— Да, понимаю… Не угостишь сигареткой?
— Я тебя спасу, — заявил урод и отвернулся.
— Не спасет, — раздался рядом другой голос. — Он никогда никого не спасает. Натуральный говнюк.
В этот момент отворилась дверь, впустив струю прохладного воздуха — не свежего, но прохладного и не столь затхлого хотя бы потому, что исходил он из более просторного и не так загрязненного коридора, — и тотчас грянул хор приветственных воплей:
— Чарли!.. Привет, Чарли!.. Как дела, Чарли?..
Вошедший — негр в зеленой санитарской форме — был далеко за шесть футов ростом и сложен как боксер-тяжеловес, возвышаясь над всеми окружающими. Он сунул в карман связку ключей и неторопливо покатил по коридору медицинскую тележку.
— Доброе утро… доброе утро… — говорил он густым басом, и на сей раз даже коп откликнулся: «Доброе утро, Чарли», перед тем удостоверившись, что тот не забыл запереть за собой дверь.
— Чарли, можно тебя на секунду?
— Чарли, ты помнишь, о чем я тебя вчера просил?
Они стекались отовсюду, окружая его плотным кольцом, а он продолжал катить тележку, пока не остановился посреди коридора, после чего поднял голову и обратился сразу ко всем.
— Угощение, джентльмены! — возгласил он, поворачиваясь сначала в одну, а затем в другую сторону вдоль коридора. — Угощение, джентльмены!
На полках медицинской тележки теснились стаканчики с жидкостью, внешне похожей на виски или на кленовый сироп, и, хотя эта жидкость не являлась ни тем ни другим, в ней можно было уловить слабый привкус обоих.
— Ты принес мне газету, Чарли? — спросил мужчина с целой пачкой грязных газет под мышкой.
— Будет вам, мистер Шульц, у вас и без того полно газет. Сначала используйте те, что есть, и тогда я, может быть, принесу вам новую.
Чарли обернулся к одному из санитаров:
— Сколько новичков поступило за прошлую ночь?
— Восемь. Теперь на отделении сто семнадцать человек.
Чарли поморщился, качая головой:
— Это перебор. И еще будут новые поступления сегодня, и завтра, и в понедельник. Нам негде их всех разместить.

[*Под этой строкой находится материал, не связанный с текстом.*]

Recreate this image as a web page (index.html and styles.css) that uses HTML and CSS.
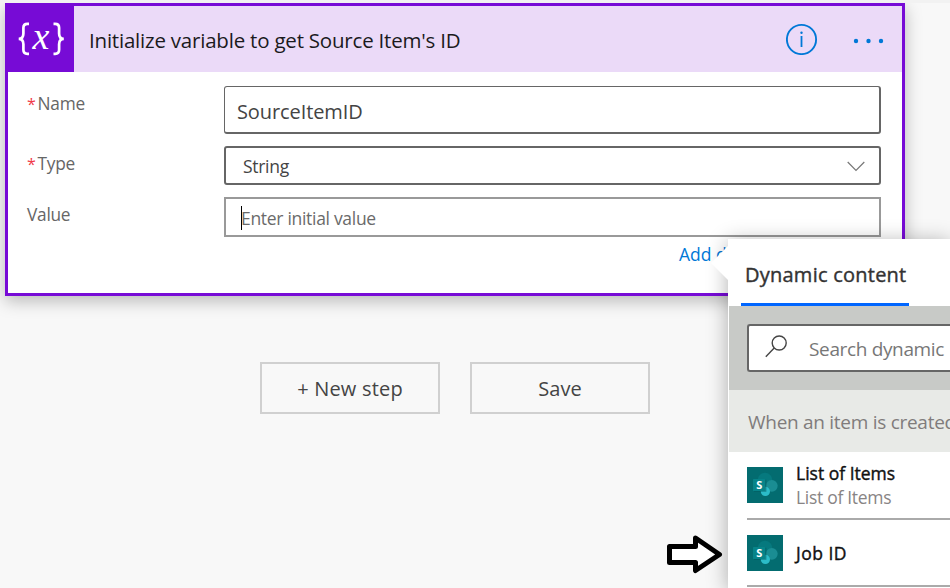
FILE: index.html
```html
<!DOCTYPE html>
<html lang="en">
<head>
<meta charset="utf-8">
<title>Initialize variable</title>
<link rel="stylesheet" href="styles.css">
</head>
<body>
<svg width="0" height="0" class="defs" aria-hidden="true">
  <symbol id="sharepoint" viewBox="0 0 36 36">
    <rect width="36" height="36" fill="#036c70"/>
    <circle cx="18" cy="13.200" r="7.400" fill="#06797e"/>
    <circle cx="24.800" cy="18.800" r="5.900" fill="#1a8d93"/>
    <circle cx="18.400" cy="24.400" r="4.600" fill="#2bbcc8"/>
    <rect x="7" y="12.800" width="12.400" height="12" fill="#02585c" opacity=".5"/>
    <rect x="6" y="12" width="12.200" height="12" rx=".6" fill="#078489"/>
    <text x="12.300" y="22" text-anchor="middle" class="sp-letter">S</text>
  </symbol>
</svg>
<main class="canvas">
  <section class="card">
    <header class="card-header">
      <div class="card-icon">
        <svg width="66" height="66" viewBox="0 0 66 66">
          <g fill="none" stroke="#fff" stroke-width="2.7">
            <path d="M21 17.800h-1.600q-4 0-4 4v5.600q0 5.400-4.700 5.400q4.700 0 4.700 5.400v5.600q0 4 4 4H21"/>
            <path d="M45.500 17.800h1.600q4 0 4 4v5.600q0 5.400 4.700 5.400q-4.700 0-4.700 5.400v5.600q0 4-4 4h-1.600"/>
          </g>
          <text x="33" y="42.500" text-anchor="middle" class="var-x">x</text>
        </svg>
      </div>
      <h1 class="card-title">Initialize variable to get Source Item's ID</h1>
      <svg class="info" width="32" height="32" viewBox="0 0 32 32">
        <circle cx="15.500" cy="16.500" r="14.600" fill="none" stroke="#0078d7" stroke-width="1.900"/>
        <path d="M15.500 13v11" stroke="#0078d7" stroke-width="1.800"/>
        <circle cx="15.500" cy="9.800" r="1.200" fill="#0078d7"/>
      </svg>
      <svg class="more" width="32" height="6" viewBox="0 0 32 6" fill="#0078d7">
        <circle cx="3" cy="3" r="2.200"/><circle cx="15.500" cy="3" r="2.200"/><circle cx="28" cy="3" r="2.200"/>
      </svg>
    </header>
    <div class="fields">
      <label class="label"><span class="req">*</span>Name</label>
      <div class="input name-input"><span>SourceItemID</span></div>
      <label class="label"><span class="req">*</span>Type</label>
      <div class="input type-input"><span>String</span>
        <svg width="18" height="11" viewBox="0 0 18 11"><path d="M.7 1l8.300 8.300L17.300 1" fill="none" stroke="#777" stroke-width="1.200"/></svg>
      </div>
      <label class="label">Value</label>
      <div class="input value-input"><i class="caret"></i><span>Enter initial value</span></div>
    </div>
    <a class="add">Add dynamic content</a>
  </section>
  <div class="actions">
    <button class="btn"><span class="new">+ New step</span></button>
    <button class="btn"><span>Save</span></button>
  </div>
</main>

<aside class="panel">
  <svg class="beak" width="18" height="36" viewBox="0 0 18 36"><path d="M18 0v36L0 18z" fill="#fff"/></svg>
  <div class="tabs"><div class="tab"><span>Dynamic content</span></div></div>
  <div class="search-band">
    <div class="search">
      <svg width="23" height="23" viewBox="0 0 23 23" fill="none" stroke="#444" stroke-width="1.400"><circle cx="14.200" cy="8" r="7"/><path d="M9.200 13L.8 21.700"/></svg>
      <span>Search dynamic</span>
    </div>
  </div>
  <div class="group"><span>When an item is created</span></div>
  <div class="items">
    <div class="item">
      <svg width="36" height="36"><use href="#sharepoint"/></svg>
      <div class="item-text"><span class="item-title">List of Items</span><span class="item-sub">List of Items</span></div>
    </div>
    <div class="item second">
      <svg width="36" height="36"><use href="#sharepoint"/></svg>
      <div class="item-text"><span class="item-title job">Job ID</span></div>
    </div>
  </div>
</aside>
<svg class="arrow" width="58" height="40" viewBox="0 0 58 40"><path d="M3.500 12.500h26V4L53.500 20.500L29.500 36.500V28.500h-26z" fill="#fff" stroke="#000" stroke-width="5" stroke-linejoin="round"/></svg>
</body>
</html>
```

FILE: styles.css
```css
* { box-sizing: border-box; }
body {
  margin: 0;
  width: 950px;
  height: 588px;
  overflow: hidden;
  position: relative;
  background: #f8f8f8;
  font-family: "Open Sans", "Noto Sans", sans-serif;
  color: #333;
  white-space: nowrap;
}
.defs { position: absolute; }
.canvas { height: 588px; padding-left: 5px; border-top: 3px solid #f2f2f2; }
.card {
  width: 900px;
  height: 293px;
  border: 3px solid #770bd6;
  background: #fff;
  box-shadow: 0 5px 16px rgba(0, 0, 0, .26);
  clip-path: inset(0 -30px -30px -30px);
}
.card-header { display: flex; align-items: center; height: 66px; background: #ebdaf8; }
.card-icon { width: 66px; height: 66px; background: #770bd6; }
.var-x { font: italic 38px "Liberation Serif", serif; fill: #fff; }
.card-title {
  margin: 0 auto 0 15px;
  font-size: 20.5px;
  font-weight: 400;
  line-height: 28px;
  letter-spacing: -.21px;
  color: #1b1a1d;
  padding-top: 2px;
}
.info { margin-right: 35px; }
.more { margin-right: 17px; margin-top: 3px; }
.fields {
  display: grid;
  grid-template-columns: 197px 657px;
  grid-template-rows: 48px 39px 40px;
  row-gap: 12px;
  padding: 14px 0 0 19px;
}
.label { padding-top: 6px; font-size: 17.3px; line-height: 24px; color: #666; letter-spacing: -.25px; }
.req { color: #f03a48; font-size: 16px; margin-right: 2px; }
.input { display: flex; align-items: center; border: 2px solid #666; border-radius: 3px; background: #fff; }
.name-input { border-width: 1px 2px 2px 1px; padding: 3px 0 0 12px; font-size: 20px; letter-spacing: -.1px; color: #444; }
.type-input { padding: 1px 14px 0 17px; font-size: 17.5px; letter-spacing: -.3px; justify-content: space-between; color: #444; }
.value-input { border-color: #999; border-radius: 0; padding: 2px 0 0 13px; font-size: 17.5px; letter-spacing: -.3px; color: #6a6a6a; }
.caret { width: 1px; height: 24px; margin: -1px -1px 0 2px; background: #000; }
.add { display: block; margin: 5px 0 0 671px; font-size: 17.5px; line-height: 24px; color: #0078d7; }
.actions { display: flex; gap: 30px; margin: 66px 0 0 255px; }
.btn {
  width: 180px;
  height: 52px;
  padding: 0;
  border: 2px solid #d0d0d0;
  background: #f8f8f8;
  font: 20px "Open Sans", sans-serif;
  color: #444;
}
.new { letter-spacing: .2px; }
.panel {
  position: absolute;
  left: 728px;
  top: 239px;
  width: 222px;
  height: 349px;
  padding-left: 1px;
  background: #fff;
  box-shadow: 0 3px 20px rgba(0, 0, 0, .32);
}
.beak { position: absolute; left: -17px; top: 6px; }
.tabs { height: 67px; padding-left: 12px; }
.tab {
  width: 168px;
  height: 67px;
  padding: 21px 0 0 4px;
  border-bottom: 3px solid #0066ff;
  font-size: 20px;
  line-height: 30px;
  letter-spacing: .24px;
  -webkit-text-stroke: .4px #333;
}
.search-band { height: 84px; padding: 18px 0 18px 18px; background: #c8cac7; }
.search {
  display: flex;
  align-items: center;
  height: 48px;
  border: 2px solid #666;
  border-right: 0;
  border-radius: 3px 0 0 3px;
  background: #fff;
  padding-left: 16px;
  font-size: 19px;
  letter-spacing: -.35px;
  color: #777;
}
.search svg { margin: -3px 21px 0 0; flex: none; }
.search span { padding-top: 2px; }
.group {
  height: 62px;
  padding: 17px 0 0 19px;
  overflow: hidden;
  background: #e8eae7;
  font-size: 19px;
  line-height: 30px;
  letter-spacing: -.28px;
  color: #807c7c;
}
.items { padding-left: 18px; }
.item { display: flex; align-items: center; height: 68px; border-bottom: 2px solid #aaa; }
.item.second { height: 67px; }
.item-text { display: flex; flex-direction: column; margin-left: 13px; line-height: 24px; font-size: 17.5px; }
.item-title { color: #111; -webkit-text-stroke: .4px #111; }
.job { letter-spacing: .5px; }
.item-sub { color: #888484; letter-spacing: -.3px; }
.sp-letter { font: bold 11px "Open Sans", sans-serif; fill: #fff; }
.arrow { position: absolute; left: 666px; top: 534px; }
```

Звякнув ключами в связке, он открыл дверь с табличкой «Посторонним вход воспрещен», за которой Джон успел разглядеть нечто вроде маленькой комнаты отдыха — стол, стулья, полки с посудой, электроплитка, кофейник, — и вышел оттуда с двумя пачками сигарет.
— Только по одной, джентльмены, — сказал он толпе, жадно сплотившейся вокруг. — Станьте в очередь справа от меня, пожалуйста. По одной штуке в одни руки. Вы не в счет, мистер Джефферсон, у вас уже есть пачка в кармане. Сами знаете правила: это казенные сигареты…
С приходом Чарли, с этим «угощением» и «казенным куревом», обстановка слегка изменилась к лучшему — свет ламп уже не так резал глаза, а тени не казались столь темными. Теперь обнаружилось и кое-что, ранее не замеченное Уайлдером: длинная скамья вдоль одной из стен и еще несколько мест для сидения в промежутках между секциями сложенных коек, а также ниша с четырьмя засаленными матрасами в дальнем конце коридора, где можно было прилечь без риска угодить под ноги дефилирующих пациентов. Еще здесь имелись шесть глухих камер с мягкими полами и стенами, в одной из которых лежал спеленатый смирительной рубашкой пациент, рано утром боксировавший с тенью и грубо оскорблявший санитаров. Рот его был широко открыт и перекошен, как будто яростный вопль мог в любую минуту прорваться сквозь наркозный сон, а его темные волосы блестели от пота.